──────── PROVIDED ENTRIES ────────

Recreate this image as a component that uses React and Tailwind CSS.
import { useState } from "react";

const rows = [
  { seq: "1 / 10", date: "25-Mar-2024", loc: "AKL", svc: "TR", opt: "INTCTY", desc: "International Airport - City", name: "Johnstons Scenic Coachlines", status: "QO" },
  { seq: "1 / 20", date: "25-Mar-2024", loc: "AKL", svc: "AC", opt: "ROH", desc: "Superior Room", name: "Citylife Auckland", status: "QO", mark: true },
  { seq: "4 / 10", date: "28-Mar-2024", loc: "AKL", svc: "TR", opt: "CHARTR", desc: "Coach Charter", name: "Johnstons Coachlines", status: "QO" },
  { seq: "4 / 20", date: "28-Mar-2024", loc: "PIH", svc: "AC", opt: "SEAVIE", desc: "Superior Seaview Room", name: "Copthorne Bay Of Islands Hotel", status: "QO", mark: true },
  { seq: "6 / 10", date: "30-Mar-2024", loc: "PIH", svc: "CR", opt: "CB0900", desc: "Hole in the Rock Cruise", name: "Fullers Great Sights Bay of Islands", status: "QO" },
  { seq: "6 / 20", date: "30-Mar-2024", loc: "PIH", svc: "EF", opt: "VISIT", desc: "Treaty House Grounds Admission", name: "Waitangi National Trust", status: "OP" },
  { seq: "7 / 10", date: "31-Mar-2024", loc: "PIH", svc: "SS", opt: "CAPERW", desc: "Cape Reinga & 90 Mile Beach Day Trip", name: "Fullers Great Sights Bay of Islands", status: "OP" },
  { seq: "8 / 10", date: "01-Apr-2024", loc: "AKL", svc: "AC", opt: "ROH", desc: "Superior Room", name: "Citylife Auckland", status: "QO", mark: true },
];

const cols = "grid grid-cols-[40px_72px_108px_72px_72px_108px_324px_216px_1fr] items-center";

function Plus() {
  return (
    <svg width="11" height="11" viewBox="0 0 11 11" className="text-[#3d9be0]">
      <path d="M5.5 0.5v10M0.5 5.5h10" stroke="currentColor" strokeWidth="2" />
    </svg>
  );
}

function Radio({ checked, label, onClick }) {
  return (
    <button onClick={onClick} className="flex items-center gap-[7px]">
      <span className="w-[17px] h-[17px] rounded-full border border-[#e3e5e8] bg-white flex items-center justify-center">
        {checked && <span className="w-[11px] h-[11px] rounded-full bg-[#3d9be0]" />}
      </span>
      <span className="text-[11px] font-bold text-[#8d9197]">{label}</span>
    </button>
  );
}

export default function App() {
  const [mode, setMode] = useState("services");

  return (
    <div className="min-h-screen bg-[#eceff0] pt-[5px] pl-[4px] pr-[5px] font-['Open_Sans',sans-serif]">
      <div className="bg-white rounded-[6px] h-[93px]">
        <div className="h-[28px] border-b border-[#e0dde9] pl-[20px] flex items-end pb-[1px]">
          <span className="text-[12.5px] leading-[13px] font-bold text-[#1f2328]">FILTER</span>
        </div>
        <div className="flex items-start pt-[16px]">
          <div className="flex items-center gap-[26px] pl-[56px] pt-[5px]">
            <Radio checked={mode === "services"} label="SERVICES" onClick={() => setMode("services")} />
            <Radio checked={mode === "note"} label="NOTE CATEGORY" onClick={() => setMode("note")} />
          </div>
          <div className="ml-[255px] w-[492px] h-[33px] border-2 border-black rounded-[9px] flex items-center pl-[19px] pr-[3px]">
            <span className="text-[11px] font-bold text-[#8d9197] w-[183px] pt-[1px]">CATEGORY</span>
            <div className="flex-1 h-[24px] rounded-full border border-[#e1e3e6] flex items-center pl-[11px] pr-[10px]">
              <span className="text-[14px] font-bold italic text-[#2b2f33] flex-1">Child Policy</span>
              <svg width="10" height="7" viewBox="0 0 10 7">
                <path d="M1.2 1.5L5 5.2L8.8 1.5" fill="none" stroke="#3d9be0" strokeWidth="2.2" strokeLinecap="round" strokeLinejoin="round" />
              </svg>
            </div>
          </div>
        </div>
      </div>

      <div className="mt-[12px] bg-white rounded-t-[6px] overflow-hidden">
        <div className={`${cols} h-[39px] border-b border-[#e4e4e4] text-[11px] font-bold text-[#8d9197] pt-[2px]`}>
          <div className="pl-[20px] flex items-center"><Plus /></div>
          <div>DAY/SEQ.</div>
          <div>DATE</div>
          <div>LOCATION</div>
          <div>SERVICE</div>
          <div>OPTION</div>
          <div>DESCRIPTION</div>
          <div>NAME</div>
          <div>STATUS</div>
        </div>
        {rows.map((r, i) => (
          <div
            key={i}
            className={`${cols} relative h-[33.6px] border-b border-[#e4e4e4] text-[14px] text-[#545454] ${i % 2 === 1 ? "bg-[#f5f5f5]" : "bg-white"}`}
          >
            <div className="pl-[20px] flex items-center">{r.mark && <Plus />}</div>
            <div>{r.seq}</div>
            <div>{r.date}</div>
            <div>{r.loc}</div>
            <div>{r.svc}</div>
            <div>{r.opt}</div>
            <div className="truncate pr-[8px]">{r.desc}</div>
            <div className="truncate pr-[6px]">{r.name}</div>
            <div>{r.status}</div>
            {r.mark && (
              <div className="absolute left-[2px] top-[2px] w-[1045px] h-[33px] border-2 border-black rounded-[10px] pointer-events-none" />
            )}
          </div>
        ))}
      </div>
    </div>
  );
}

────────
──────── PROVIDED ENTRIES ────────

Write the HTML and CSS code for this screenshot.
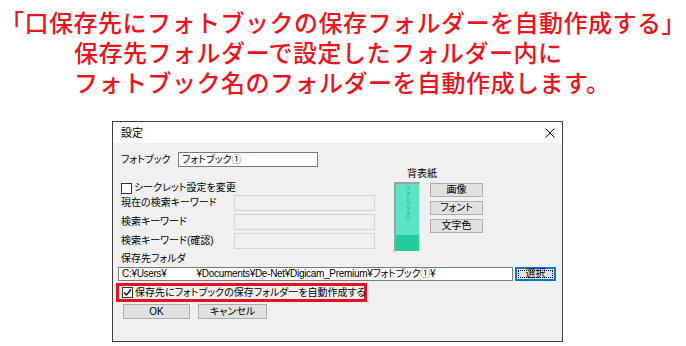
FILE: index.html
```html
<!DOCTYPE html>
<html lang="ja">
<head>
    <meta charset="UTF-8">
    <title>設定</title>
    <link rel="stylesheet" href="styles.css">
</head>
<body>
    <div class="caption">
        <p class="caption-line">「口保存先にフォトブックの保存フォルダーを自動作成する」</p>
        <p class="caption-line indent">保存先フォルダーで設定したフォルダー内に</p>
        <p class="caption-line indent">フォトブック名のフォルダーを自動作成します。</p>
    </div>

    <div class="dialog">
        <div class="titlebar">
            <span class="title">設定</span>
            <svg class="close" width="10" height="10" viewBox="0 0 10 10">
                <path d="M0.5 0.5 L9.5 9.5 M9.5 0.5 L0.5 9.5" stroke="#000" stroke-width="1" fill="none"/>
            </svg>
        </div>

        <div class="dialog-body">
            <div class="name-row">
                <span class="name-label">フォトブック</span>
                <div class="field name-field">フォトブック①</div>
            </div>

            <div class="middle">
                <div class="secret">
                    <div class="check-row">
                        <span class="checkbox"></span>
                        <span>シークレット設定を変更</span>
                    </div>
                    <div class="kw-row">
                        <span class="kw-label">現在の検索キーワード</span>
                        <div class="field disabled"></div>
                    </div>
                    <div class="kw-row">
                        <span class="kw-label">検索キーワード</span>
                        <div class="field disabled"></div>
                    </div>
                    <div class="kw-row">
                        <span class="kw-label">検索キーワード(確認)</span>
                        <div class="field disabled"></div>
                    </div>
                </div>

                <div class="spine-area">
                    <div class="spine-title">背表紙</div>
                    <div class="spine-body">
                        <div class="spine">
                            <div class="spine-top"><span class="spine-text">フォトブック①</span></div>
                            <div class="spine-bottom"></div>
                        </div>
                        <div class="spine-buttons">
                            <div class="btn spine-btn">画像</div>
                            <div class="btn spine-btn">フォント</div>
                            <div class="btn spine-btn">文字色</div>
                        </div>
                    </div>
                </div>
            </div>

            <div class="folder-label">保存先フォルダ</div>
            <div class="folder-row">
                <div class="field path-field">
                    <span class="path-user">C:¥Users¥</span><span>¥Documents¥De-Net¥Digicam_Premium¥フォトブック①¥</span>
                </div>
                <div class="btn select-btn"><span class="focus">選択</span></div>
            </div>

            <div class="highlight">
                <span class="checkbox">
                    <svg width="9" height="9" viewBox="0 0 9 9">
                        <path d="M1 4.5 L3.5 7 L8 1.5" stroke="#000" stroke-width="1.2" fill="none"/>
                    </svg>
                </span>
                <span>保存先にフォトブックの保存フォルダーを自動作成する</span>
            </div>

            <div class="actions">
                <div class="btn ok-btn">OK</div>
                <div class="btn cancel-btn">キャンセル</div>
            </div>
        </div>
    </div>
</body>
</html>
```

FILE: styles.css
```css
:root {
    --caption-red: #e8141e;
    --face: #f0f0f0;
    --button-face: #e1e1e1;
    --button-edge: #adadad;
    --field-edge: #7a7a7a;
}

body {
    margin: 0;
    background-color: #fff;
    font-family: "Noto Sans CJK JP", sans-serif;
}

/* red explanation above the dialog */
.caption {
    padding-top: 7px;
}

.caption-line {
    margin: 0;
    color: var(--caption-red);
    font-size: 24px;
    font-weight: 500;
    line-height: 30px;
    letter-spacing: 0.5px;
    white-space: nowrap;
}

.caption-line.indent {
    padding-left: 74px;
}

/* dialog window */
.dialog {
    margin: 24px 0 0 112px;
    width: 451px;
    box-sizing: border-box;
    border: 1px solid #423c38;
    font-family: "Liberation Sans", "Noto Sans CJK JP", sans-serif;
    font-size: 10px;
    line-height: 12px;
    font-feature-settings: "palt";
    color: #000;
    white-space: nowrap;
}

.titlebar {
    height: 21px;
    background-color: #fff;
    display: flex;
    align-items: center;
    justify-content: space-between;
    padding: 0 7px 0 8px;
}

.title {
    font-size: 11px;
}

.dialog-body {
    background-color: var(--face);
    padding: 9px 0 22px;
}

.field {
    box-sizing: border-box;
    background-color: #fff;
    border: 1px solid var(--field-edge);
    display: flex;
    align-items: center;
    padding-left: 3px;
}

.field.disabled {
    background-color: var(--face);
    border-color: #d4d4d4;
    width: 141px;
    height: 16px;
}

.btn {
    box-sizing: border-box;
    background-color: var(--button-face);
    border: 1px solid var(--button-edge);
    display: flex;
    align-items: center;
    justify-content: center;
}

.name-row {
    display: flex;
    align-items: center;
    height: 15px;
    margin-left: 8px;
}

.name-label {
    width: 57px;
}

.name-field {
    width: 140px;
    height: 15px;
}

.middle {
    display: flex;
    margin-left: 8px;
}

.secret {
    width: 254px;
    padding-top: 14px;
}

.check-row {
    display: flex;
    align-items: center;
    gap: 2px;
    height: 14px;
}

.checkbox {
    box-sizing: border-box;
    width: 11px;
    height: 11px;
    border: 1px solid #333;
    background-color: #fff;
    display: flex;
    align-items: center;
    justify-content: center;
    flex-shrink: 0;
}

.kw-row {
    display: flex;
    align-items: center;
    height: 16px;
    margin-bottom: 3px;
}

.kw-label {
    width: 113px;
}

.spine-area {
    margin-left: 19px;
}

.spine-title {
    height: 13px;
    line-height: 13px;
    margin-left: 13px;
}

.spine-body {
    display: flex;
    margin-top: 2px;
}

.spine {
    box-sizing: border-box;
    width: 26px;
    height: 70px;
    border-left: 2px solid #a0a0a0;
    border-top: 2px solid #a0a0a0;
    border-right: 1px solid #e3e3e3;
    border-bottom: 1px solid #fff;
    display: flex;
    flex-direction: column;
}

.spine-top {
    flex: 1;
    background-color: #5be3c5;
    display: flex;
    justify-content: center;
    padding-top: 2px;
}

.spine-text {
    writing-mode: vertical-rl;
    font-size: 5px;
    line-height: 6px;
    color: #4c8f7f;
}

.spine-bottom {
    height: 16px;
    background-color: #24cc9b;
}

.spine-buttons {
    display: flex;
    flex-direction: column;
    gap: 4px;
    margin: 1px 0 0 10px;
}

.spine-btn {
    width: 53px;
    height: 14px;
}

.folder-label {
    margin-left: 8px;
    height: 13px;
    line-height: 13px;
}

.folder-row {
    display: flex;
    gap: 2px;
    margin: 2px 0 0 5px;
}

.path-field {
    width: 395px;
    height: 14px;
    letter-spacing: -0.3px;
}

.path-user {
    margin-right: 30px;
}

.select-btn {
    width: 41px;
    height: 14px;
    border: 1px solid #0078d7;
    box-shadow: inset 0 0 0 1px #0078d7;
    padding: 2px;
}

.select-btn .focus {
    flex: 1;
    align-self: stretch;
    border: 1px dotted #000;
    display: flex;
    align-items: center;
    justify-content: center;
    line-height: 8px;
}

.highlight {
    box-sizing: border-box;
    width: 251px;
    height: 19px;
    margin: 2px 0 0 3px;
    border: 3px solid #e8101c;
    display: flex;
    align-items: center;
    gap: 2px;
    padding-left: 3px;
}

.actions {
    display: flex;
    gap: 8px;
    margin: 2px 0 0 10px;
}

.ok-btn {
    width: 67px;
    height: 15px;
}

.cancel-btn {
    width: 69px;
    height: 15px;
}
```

────────

[AIM OF THE EXERCISE] Pull out every line of the records above that contains the word "this".

[OUTPUT]
Recreate this image as a component that uses React and Tailwind CSS.
Write the HTML and CSS code for this screenshot.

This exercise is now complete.